» **Exercise requirements**: Identify each line containing the word "React" and copy it.

» **Dataset rows**:
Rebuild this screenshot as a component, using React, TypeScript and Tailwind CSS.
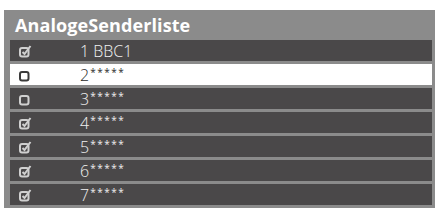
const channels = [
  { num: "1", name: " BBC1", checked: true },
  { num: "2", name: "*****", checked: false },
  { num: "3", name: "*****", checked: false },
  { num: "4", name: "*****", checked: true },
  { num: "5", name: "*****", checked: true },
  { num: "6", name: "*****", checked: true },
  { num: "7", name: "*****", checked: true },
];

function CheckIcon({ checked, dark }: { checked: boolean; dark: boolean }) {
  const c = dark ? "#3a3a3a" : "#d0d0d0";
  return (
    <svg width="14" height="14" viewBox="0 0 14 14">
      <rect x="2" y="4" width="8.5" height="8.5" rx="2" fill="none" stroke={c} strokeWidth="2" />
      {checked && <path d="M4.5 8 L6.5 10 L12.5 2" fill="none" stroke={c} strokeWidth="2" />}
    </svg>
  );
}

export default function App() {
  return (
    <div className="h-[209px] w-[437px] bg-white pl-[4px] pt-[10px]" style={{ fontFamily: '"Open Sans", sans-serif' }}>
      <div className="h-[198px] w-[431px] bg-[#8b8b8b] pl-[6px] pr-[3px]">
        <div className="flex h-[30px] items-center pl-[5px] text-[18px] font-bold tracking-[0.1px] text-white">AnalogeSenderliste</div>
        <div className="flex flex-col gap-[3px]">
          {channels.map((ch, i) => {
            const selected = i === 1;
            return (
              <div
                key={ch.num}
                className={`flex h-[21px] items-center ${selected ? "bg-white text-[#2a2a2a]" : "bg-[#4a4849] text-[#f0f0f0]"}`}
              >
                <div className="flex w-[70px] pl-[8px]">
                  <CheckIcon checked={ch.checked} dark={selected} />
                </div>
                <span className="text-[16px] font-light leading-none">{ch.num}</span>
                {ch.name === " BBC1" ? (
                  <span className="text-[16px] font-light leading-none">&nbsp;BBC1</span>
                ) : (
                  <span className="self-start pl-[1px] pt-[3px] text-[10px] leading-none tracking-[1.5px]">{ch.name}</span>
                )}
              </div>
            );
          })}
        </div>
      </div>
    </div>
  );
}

--

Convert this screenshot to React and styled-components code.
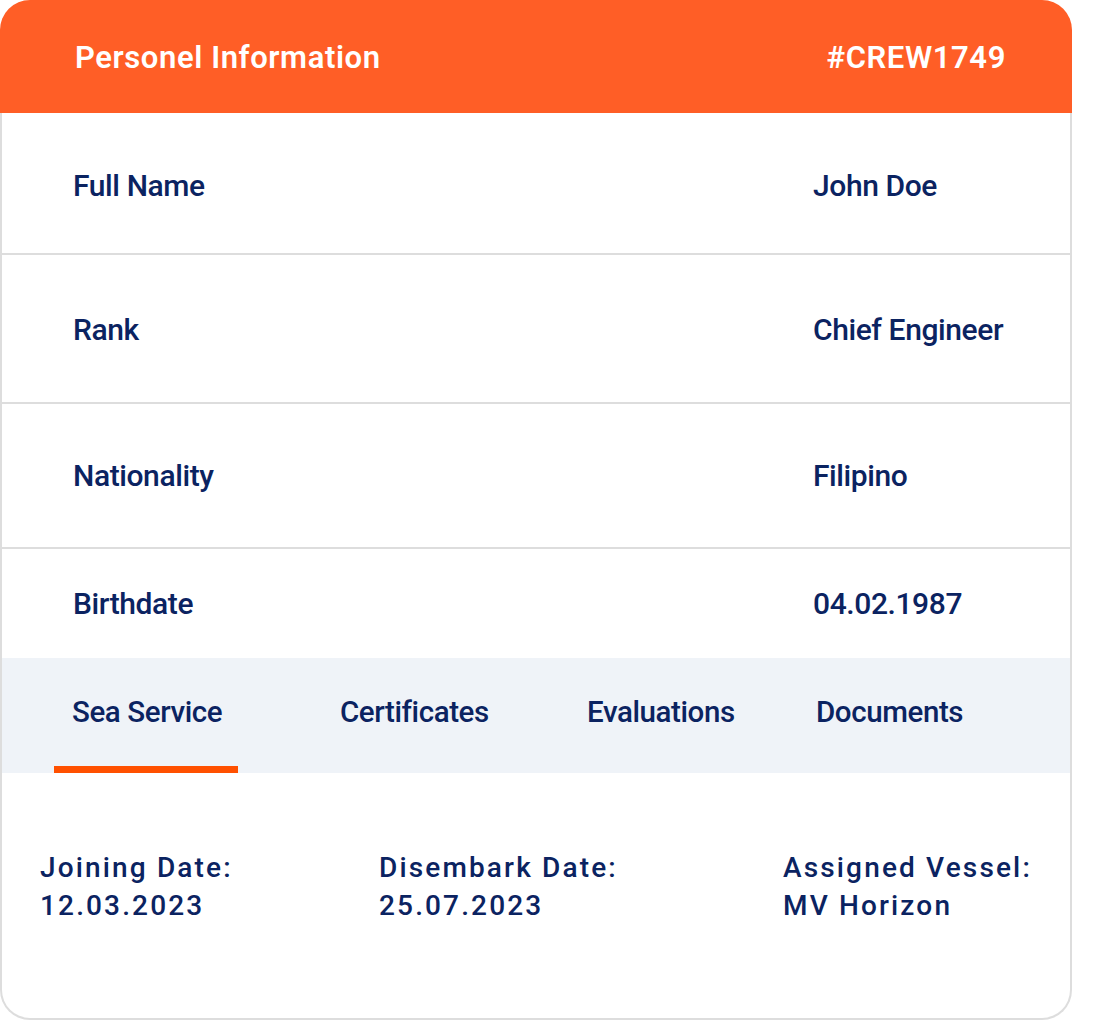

» **Result of the exercise**:
Rebuild this screenshot as a component, using React, TypeScript and Tailwind CSS.
Convert this screenshot to React and styled-components code.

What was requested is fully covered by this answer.